Resta, como acima já se notou, a irresponsabilidade política, legal ética e moral, daqueles que levantam o véu so segredo de instrução dos processos. Há fugas e há responsáveis. Se estes estes pertencem ao MP ou são apenas espíritos celestes enviados pelas Erínias à terra, não sei. Que, à falta de outros responsáveis evidentes, as pessoas cá de fora, apontem baterias a quem conhece os segredos e os processos e os devia manter na obscuridade prudente em que eles deveriam viver (ou vegetar), parece óbvio. O MP é uma instituição mas não está acima de nenhuma suspeita. Os seus membros sejam a Sr.ª Procuradora Geral ou, simplesmente o(s) magistrado(s) encarregado(s) da investigação (para já não falar do porteiro, do arquivista, do gato da vizinha ou dos “ratos da Inquisição”...) também não.

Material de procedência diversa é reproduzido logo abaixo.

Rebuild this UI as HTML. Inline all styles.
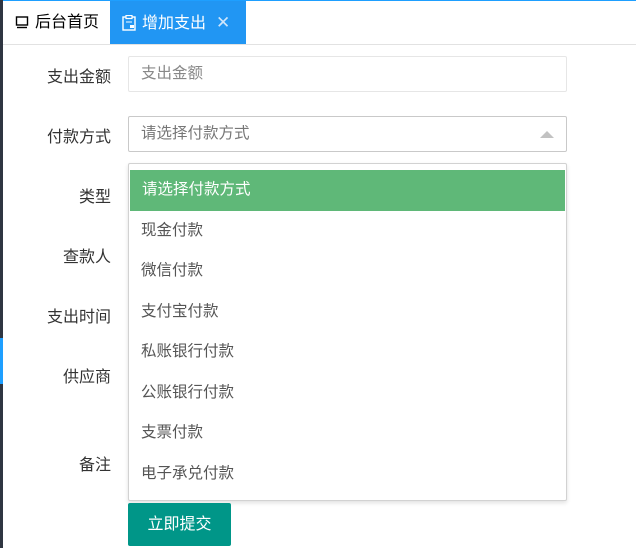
<!DOCTYPE html>
<html><head><meta charset="utf-8"><style>
*{margin:0;padding:0;box-sizing:border-box}
body{width:636px;height:548px;overflow:hidden;background:#fff;font-family:"Liberation Sans","Noto Sans CJK SC",sans-serif;font-size:14px;color:#333;position:relative}
.topline{position:absolute;left:0;top:0;width:636px;height:1px;background:#1e9fff}
.lstrip{position:absolute;left:0;top:0;width:3px;height:548px;background:#2f3541}
.lblue{position:absolute;left:0;top:338px;width:3px;height:46px;background:#1e9fff}
.tabs{position:absolute;left:3px;top:1px;right:0;height:44px;border-bottom:1px solid #e2e2e2}
.t1{position:absolute;left:0;top:0;width:107px;height:43px;line-height:43px;padding-left:12px;font-size:16px;color:#000}
.t2{position:absolute;left:107px;top:0;width:136px;height:43px;line-height:43px;background:#2196f3;color:#fff;padding-left:12px;font-size:16px}
.lab{position:absolute;width:111px;text-align:right;font-size:16px;color:#333}
.inp{position:absolute;left:128px;width:439px;height:36px;border:1px solid #e6e6e6;border-radius:2px;padding-left:12px;line-height:34px;color:#777;font-size:15.5px}
.dd{position:absolute;left:128px;top:163px;width:439px;height:338px;border:1px solid #d2d2d2;border-radius:2px;box-shadow:0 2px 4px rgba(0,0,0,.12);background:#fff;padding-top:6px}
.it{height:40.5px;line-height:40px;padding-left:12px;color:#555;font-size:15.5px}
.it.sel{background:#5fb878;color:#fff;margin:0 1px}
.btn{position:absolute;left:128px;top:503px;width:103px;height:43px;background:#009688;color:#fff;border-radius:2px;text-align:center;line-height:43px;font-size:16px}
</style></head><body>
<div class="topline"></div><div class="lstrip"></div><div class="lblue"></div>
<div class="tabs">
<div class="t1"><svg width="14" height="14" style="vertical-align:-2px;margin-right:6px" viewBox="0 0 14 14"><rect x="1.5" y="2" width="11" height="8" fill="none" stroke="#000" stroke-width="1.4"/><line x1="2" y1="12.5" x2="12" y2="12.5" stroke="#000" stroke-width="1.4"/></svg>后台首页</div>
<div class="t2"><svg width="14" height="16" style="vertical-align:-3px;margin-right:6px" viewBox="0 0 14 16"><rect x="1" y="2" width="12" height="13" fill="none" stroke="#fff" stroke-width="1.4"/><rect x="4" y="0.5" width="6" height="3" fill="#2196f3" stroke="#fff" stroke-width="1.2"/><line x1="4" y1="7" x2="10" y2="7" stroke="#fff"/><rect x="8" y="10" width="4" height="3" fill="#fff"/></svg>增加支出<span style="margin-left:10px;color:#cfe6fb;font-size:17px">✕</span></div>
</div>
<div class="lab" style="top:63px">支出金额</div>
<div class="lab" style="top:123px">付款方式</div>
<div class="lab" style="top:183px">类型</div>
<div class="lab" style="top:243px">查款人</div>
<div class="lab" style="top:303px">支出时间</div>
<div class="lab" style="top:363px">供应商</div>
<div class="lab" style="top:451px">备注</div>
<div class="inp" style="top:56px;color:#888">支出金额</div>
<div class="inp" style="top:116px;border-color:#c9c9c9">请选择付款方式<span style="position:absolute;right:12px;top:14px;width:0;height:0;border-left:7px solid transparent;border-right:7px solid transparent;border-bottom:7px solid #c2c2c2"></span></div>
<div class="dd">
<div class="it sel">请选择付款方式</div>
<div class="it">现金付款</div>
<div class="it">微信付款</div>
<div class="it">支付宝付款</div>
<div class="it">私账银行付款</div>
<div class="it">公账银行付款</div>
<div class="it">支票付款</div>
<div class="it">电子承兑付款</div>
</div>
<div class="btn">立即提交</div>
</body></html>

Ao encresparem-se, pessoalmente ou por interpostas e zelosas pessoas muito defensoras da separação de poderes, tornam mais evidente e mais dramática a situação de confusão que se instalou.
A deputadagem que, à falta de legislar bem, de resolver os problemas dos portugueses, de trabalhar sensatamente, abriu as goelas num grasnido incomensurável e aviltante, recomendar-se-ia, se valesse a pena, bom senso e (mais difícil ainda) bom gosto. Mas é trabalho escusado!
Arre!
na gravura: o JA (Jornal de Angola)melhor faria em pensar como alimentar este menino, como garantir-lhe um crescimento equilibrado, liberdade política e direito de escollha desde já. A ele e aos milhões de outros cidadãos que nunca são defendidos, apadrinhados, sequer lembrados nas páginas daquele periódico.